Source: Child Support (Assessment) Act 1989 (Cth), Compilation No. 69 (5 December 2025)
Child Support (Registration and Collection) Act 1988
The Child Support (Registration and Collection) Act 1988 establishes how child support liabilities are registered, collected, and enforced in Australia. It operates alongside the assessment system by ensuring that amounts determined under law are paid and, where necessary, recovered.
The Act creates the Child Support Register, where liabilities are formally recorded, and gives the Child Support Registrar authority to collect payments. It sets out mechanisms such as employer withholding, voluntary payments, and administrative recovery processes.
It also provides enforcement powers, including debt recovery, penalties for late payment, and measures such as departure prohibition orders for serious non-compliance. The Act is designed to ensure that child support is paid regularly and on time, without requiring court action in most cases.
Source: Child Support (Registration and Collection) Act 1988 (Cth), Compilation No. 76 (5 December 2025)
How child support law works
Australian child support legislation is built around a simple idea: both parents share the financial responsibility for their children based on income and care. The system does not track spending or require receipts. Instead, it estimates the cost of raising a child and divides that cost between parents using a standard formula.
At a practical level, the legislation does three things:
- Calculates child support using a formula based on income and care
- Registers and collects payments through Services Australia
- Enforces unpaid amounts using administrative powers
The result is a system that operates automatically once an assessment is made. It adjusts over time as incomes and care arrangements change, and it can be reviewed or varied in special circumstances where the standard formula does not produce a fair outcome.

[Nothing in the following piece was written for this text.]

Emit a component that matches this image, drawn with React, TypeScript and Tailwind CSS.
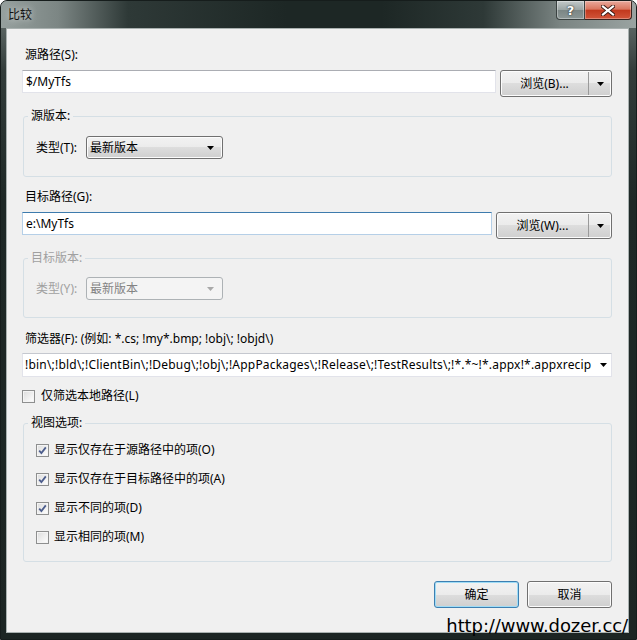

Why the legislation exists
Australian child support legislation is designed to ensure that children receive proper financial support from both parents. The system links contributions to each parent’s financial capacity.
A key principle is that children should benefit from the standard of living of both parents. This applies regardless of where the child lives, ensuring that financial support reflects changes in income over time rather than remaining fixed.
The law also aims to minimise the need for court involvement. By using a formula-based system, parents have their child support obligations determined administratively.
How child support is calculated
Australia’s child support system is built around a formula set out in the Child Support (Assessment) Act 1989. This law replaced most court-based decisions with an administrative process managed by Services Australia.
The calculation works through these core steps:
- Work out each parent’s adjusted income
- Work out each parent’s level of care
- Estimate the cost of the child under the legislative tables
- Divide responsibility between the parents based on income and care
The final child support amount reflects both financial capacity and real parenting arrangements. It can change over time as income, care, or other relevant inputs change.
What child support covers according to legislation
A common misunderstanding is that Australian child support law sets out a list of specific expenses that payments must cover. It does not. The Child Support (Assessment) Act 1989 never itemises costs such as food, clothing, or school fees. Instead, it works at a higher level by estimating the overall cost of raising a child based on income.
The legislation is guided by broader principles rather than detailed spending rules. One of its core objectives, set out in section 4, is that children should share in the standard of living of both parents. This links child support to financial capacity, not to a checklist of expenses.
Child support payments are not tracked or tied to receipts. Once paid, the funds become part of the receiving household’s general finances. The law assumes that day-to-day costs are already being met through care and household spending, without requiring detailed accounting between parents.
The Act also recognises that a standard administrative assessment may be inadequate in some cases. Under Part 6A of the Act, a court can make a departure order where the formula result would be unjust and inequitable. Section 117(2) refers to factors such as high child care costs, special needs of the child, and costs associated with the manner in which the child is educated or trained.
Reviews, collection and enforcement
Child support decisions can be reviewed, collected, and enforced through legal process. Parents who disagree with an assessment can seek internal review through Services Australia, with further appeal available through the Administrative Review Tribunal.
The Child Support (Registration and Collection) Act 1988 supports the payment side of the scheme by allowing Services Australia to:
- register child support liabilities
- collect payments
- recover unpaid amounts using enforcement powers
The system can also respond to change. Assessments may be updated when income, care, or other relevant information changes, helping keep liabilities current and enforceable.